1. A seat belt retractor having a frame, a belt reel rotatably mounted in said frame, a rotary belt pretensioner drive with a driving member, a speed-up planetary gearing having an internally toothed ring gear connected to said driving member, planetary gears, a planet carrier and a sun gear, said planetary gears engaging said internal toothing of the ring gear and an outer toothing of the sun gear, a selectively engageable rotary coupling being inserted between said sun gear and said belt reel.

2. The seat belt retractor of claim 1, wherein each of said planet gears is accomodated in a recess of said planet carrier.

3. The seat belt retractor of claim 1, wherein said driving member is coupled to said ring gear and said rotary coupling is connected between said sun gear and said belt reel, said planetary carrier being fixed with respect to said frame.

4. The seat belt retractor of claim 1, wherein said rotary belt pretensioner drive comprises a rotary-piston in an expansion chamber and a gas generator adapted to drive said piston in said expansion chamber, and said driving member is formed by said rotary-piston.

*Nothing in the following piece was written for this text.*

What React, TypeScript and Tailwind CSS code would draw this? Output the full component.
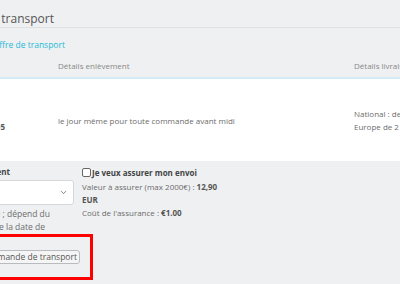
import React from "react";
import { ChevronDown } from "lucide-react";

export default function App() {
    return (
        <div className="w-[400px] h-[284px] overflow-hidden bg-[#eff0f2] font-['Open_Sans',sans-serif] text-[8px] text-[#6c6c6c]">
            {/* titre */}
            <div className="h-[28px] pt-[11px] border-b border-[#dfe0e2] flex">
                <div className="w-[54px] flex justify-end whitespace-nowrap shrink-0">
                    <span className="text-[12px] leading-[16px] text-[#555]">Offre de transport</span>
                </div>
            </div>
            <div className="h-[27px] pt-[11px] flex">
                <div className="w-[65px] flex justify-end whitespace-nowrap shrink-0">
                    <span className="text-[#25b9d7] text-[8.5px] leading-[12px]">Votre offre de transport</span>
                </div>
            </div>

            {/* tableau */}
            <div className="flex h-[24px] items-center border-b-2 border-[#d3ebf4] text-[#888] whitespace-nowrap">
                <div className="w-[58px] shrink-0"></div>
                <div className="w-[296px] shrink-0">Détails enlèvement</div>
                <div>Détails livraison</div>
            </div>
            <div className="flex h-[82px] items-center bg-white whitespace-nowrap leading-[13px]">
                <div className="w-[58px] shrink-0 flex flex-col">
                    <div>&nbsp;</div>
                    <div className="w-[5px] flex justify-end">
                        <span className="font-bold text-[#555]">Colis 2,95</span>
                    </div>
                </div>
                <div className="w-[296px] shrink-0">le jour même pour toute commande avant midi</div>
                <div className="flex flex-col">
                    <div>National : de 1 à 2 jours</div>
                    <div>Europe de 2 à 5 jours</div>
                </div>
            </div>

            {/* options */}
            <div className="flex pt-[4px]">
                <div className="w-[82px] shrink-0 flex flex-col">
                    <div className="w-[10px] flex justify-end whitespace-nowrap h-[14px] items-center">
                        <span className="font-bold text-[#444]">Date d'enlèvement</span>
                    </div>
                    <div className="w-[74px] flex justify-end mt-[1px]">
                        <div className="w-[120px] shrink-0 h-[25px] bg-white border border-[#d5d7db] rounded-[3px] flex items-center justify-end pr-[5px]">
                            <ChevronDown size={9} strokeWidth={2} className="text-[#555]" />
                        </div>
                    </div>
                    <div className="mt-[2px] leading-[13px] whitespace-nowrap text-[8.5px]">
                        <div className="w-[50px] flex justify-end">
                            <span>Heure estimée ; dépend du</span>
                        </div>
                        <div className="w-[45px] flex justify-end">
                            <span>transporteur et de la date de</span>
                        </div>
                    </div>
                    <div className="w-[93px] flex justify-end mt-[1px]">
                        <div className="w-[140px] shrink-0 h-[46px] border-[3px] border-[#ff0000] flex items-center justify-end pr-[10px]">
                            <button className="h-[14px] px-[2px] bg-[#f5f5f5] border border-[#b8bbc0] rounded-[3px] text-[#555] whitespace-nowrap leading-[12px] text-[8.5px]">
                                Valider la commande de transport
                            </button>
                        </div>
                    </div>
                </div>
                <div className="flex flex-col leading-[13px] whitespace-nowrap">
                    <div className="flex items-center h-[14px]">
                        <span className="w-[9px] h-[9px] border border-[#666] rounded-[2px] bg-white"></span>
                        <span className="font-bold text-[#444] ml-[1px]">Je veux assurer mon envoi</span>
                    </div>
                    <div className="mt-[1px]">Valeur à assurer (max 2000€) : <b className="text-[#555]">12,90</b></div>
                    <div className="font-bold text-[#555]">EUR</div>
                    <div>Coût de l'assurance : <b className="text-[#555]">€1.00</b></div>
                </div>
            </div>
        </div>
    );
}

5. The seat belt retractor of claim 4, wherein said ring gear is integrally formed with a vane on its outer periphery, said ring gear with said vane forming the rotary-piston of said rotary drive.

6. The seat belt retractor of claim 1, wherein said rotary coupling comprises a ring member connected to said sun gear, a cylindrical stud connected to said belt reel and surrounded by said ring member, and a plurality of clamping rollers between said ring member and said cylindrical stud.